Delta Air Lines pilots would get immediate pay raises of 8 percent under a proposed new labor contract, followed by another 6 percent hike on Jan. 1.

That would amount to a compounded pay increase of nearly 14.5 percent as of 2016, according to a summary sent to pilots by their union.

Those pay increases would be followed by 3 percent raises in 2017 and 2018.

But some Delta pilots say the pay increases, when combined with other terms they find less favorable, are not enough from a company that has reported billions in profits.

In the tentative agreement struck between the company and the negotiating committee for the Air Line Pilots Association at Delta, the pay hike comes amid a reduction to profit sharing. The proposed deal would increase the threshold at which Delta pays pilots a greater share of its profits, setting the trigger at $6 billion in pre-tax income instead of $2.5 billion.

The pay increases and change to in profit sharing payouts come as Delta continues its recovery and growth since emerging in 2007 from a period of bankruptcy and labor concessions.

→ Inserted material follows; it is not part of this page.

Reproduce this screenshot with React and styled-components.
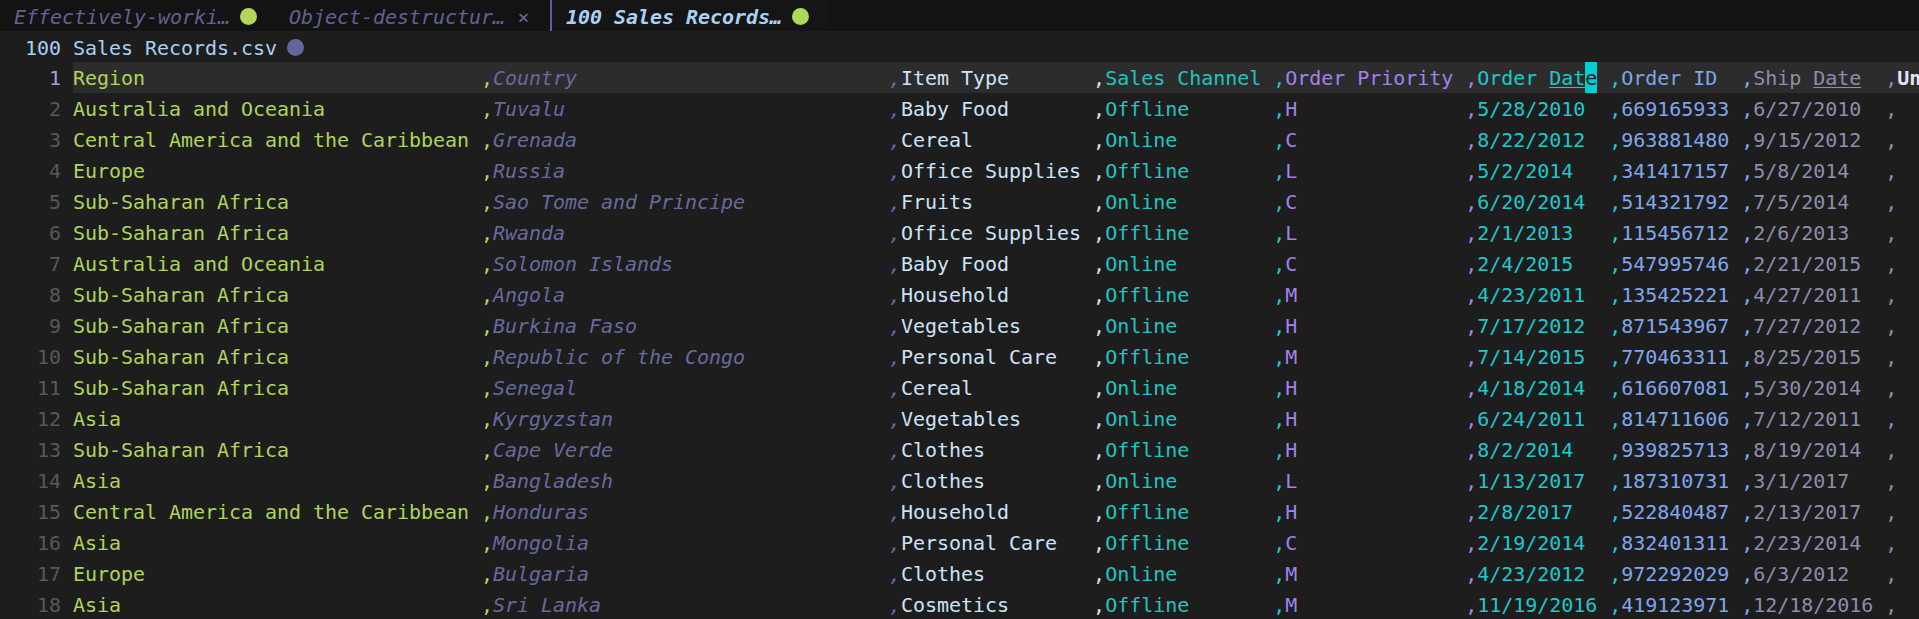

“The pilots did not want their profit sharing touched,” said Tim Caplinger, who has worked for years on an independent union to replace the Air Line Pilots Association at Delta. “The sacrifices that we made in bankruptcy, we’re here to collect on now.”

The contract also includes provisions to allow Delta to add 100-seat jets to its fleet.

Leaders of the Delta pilots union are expected to vote on the labor pact at a meeting that starts this week. If they approve it, the next step would be for rank-and-file pilots to vote on the proposed contract.